To identify duplicate content internally, you’ll need to evaluate your website’s pages against one another. To check for external duplicate content, you’ll compare your pages against other pages on the web. In the following sections, I’ll take you through the process of doing exactly that.

How to check for internal metadata duplication

If you are concerned about duplicate pages on your website, the quickest way to validate the issues is to run a duplication analysis on your metadata. Check for similarities in elements like page titles, page headings and subheadings, meta descriptions, and URLs.

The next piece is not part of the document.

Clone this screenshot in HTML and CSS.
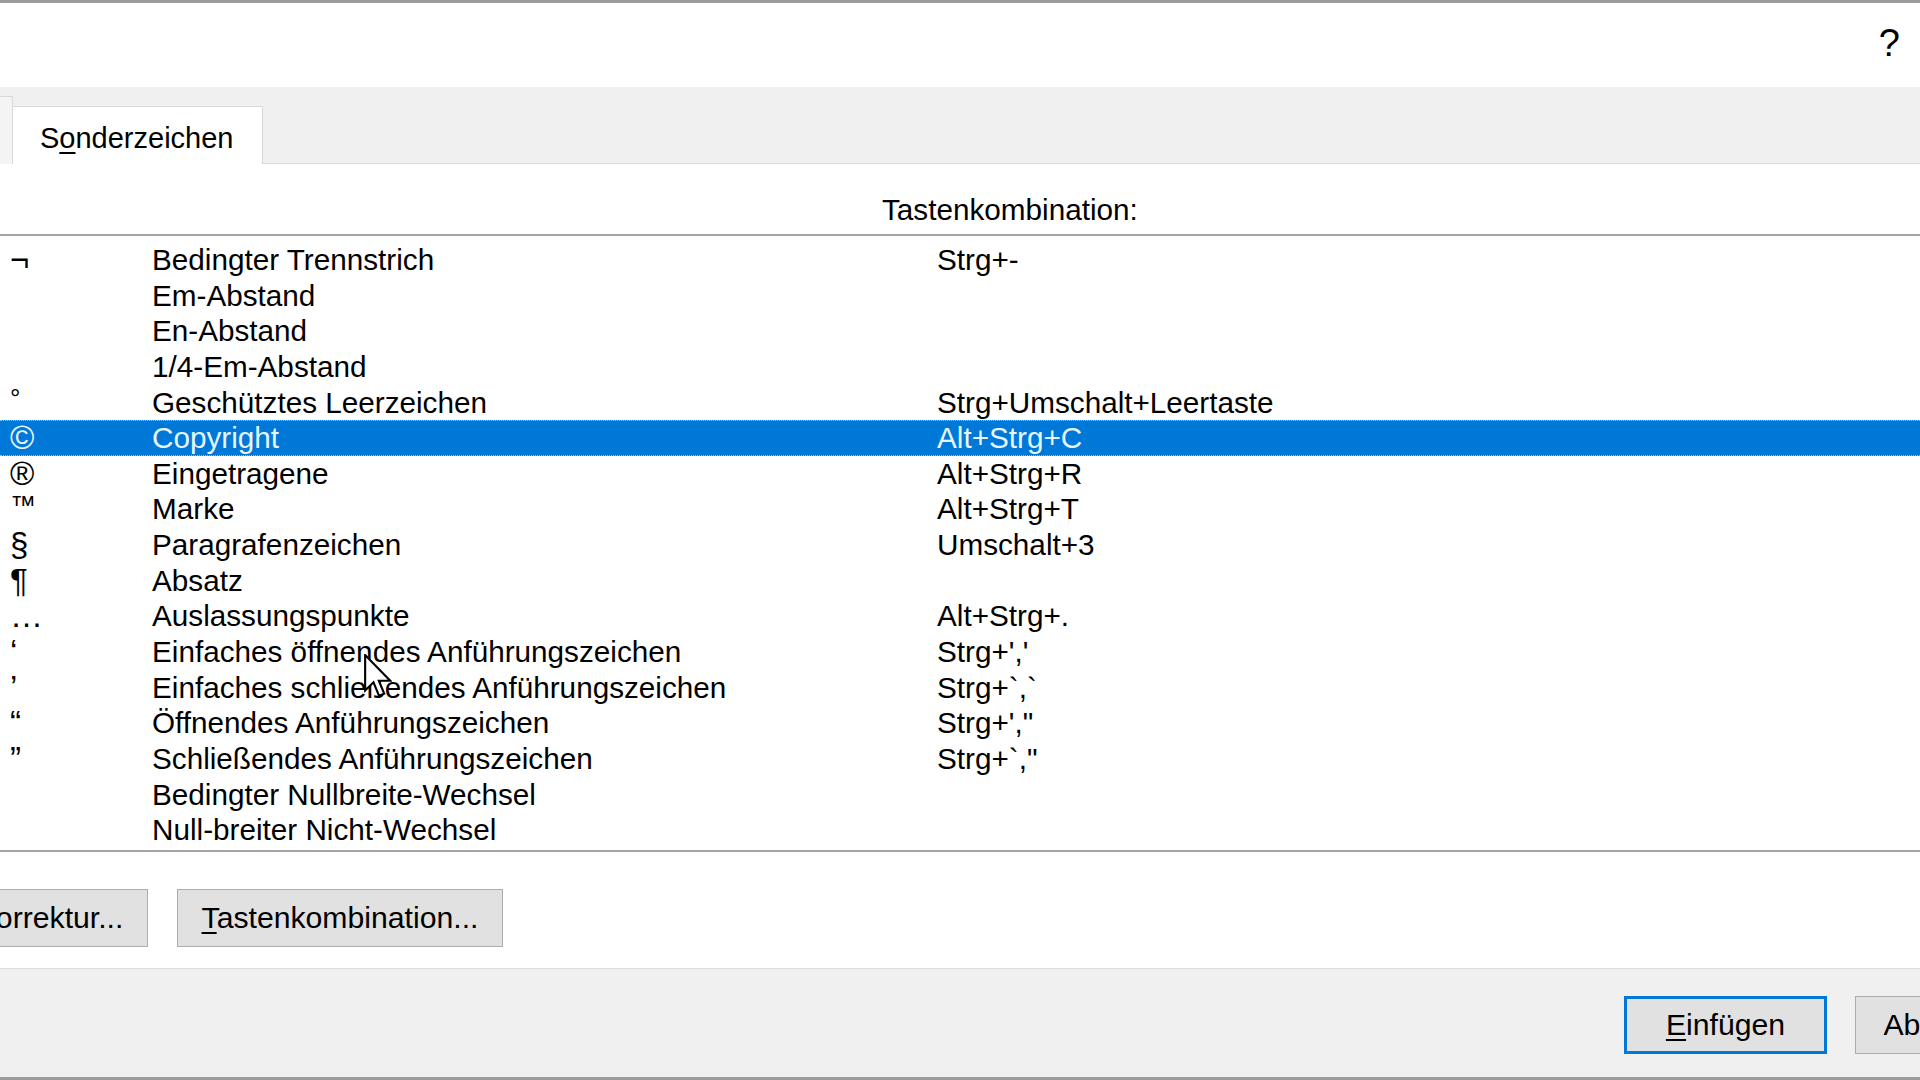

This is a simple, straightforward duplication analysis and can be performed with freemium crawlers like Screaming Frog, which extracts data for all the aforementioned elements on all your site’s pages.

To scan for duplicate metadata on your website, download and install Screaming Frog and start a crawl. Once the crawl is complete, export all internal data to a Google Sheet and paste it into the first sheet of this template (you’ll need to make a copy of the template first).

Next, click on Extensions > AppScript in the top-level menu, then select findanddisplayduplicateswithURLs.gs from the list, and click on RUN, which will automatically sort the pages to show duplicate titles, headings, and URLs, as well as a summary, in the sheet titled “Summary of on-page duplication.”

Screengrab from Google Sheets, template: On-page Meta Data Internal Duplication Analysis Template - Lazarina Stoy., Sheet: Summary of on-page duplication, after the function findanddisplayduplicateswithURLs.gs is called, showing the duplicate titles, meta descriptions, and headings identified, alongside their respective URLs, where the duplicate meta data instances are.

You can also take your analysis a step further by analyzing your metadata for semantic similarities. This is useful for identifying patterns that might qualify as near duplicates, like abusing title or heading patterns, which can become tedious for users. While Screaming Frog doesn’t currently offer this semantic analysis for on-page data, there are workarounds you can use in Google Sheets.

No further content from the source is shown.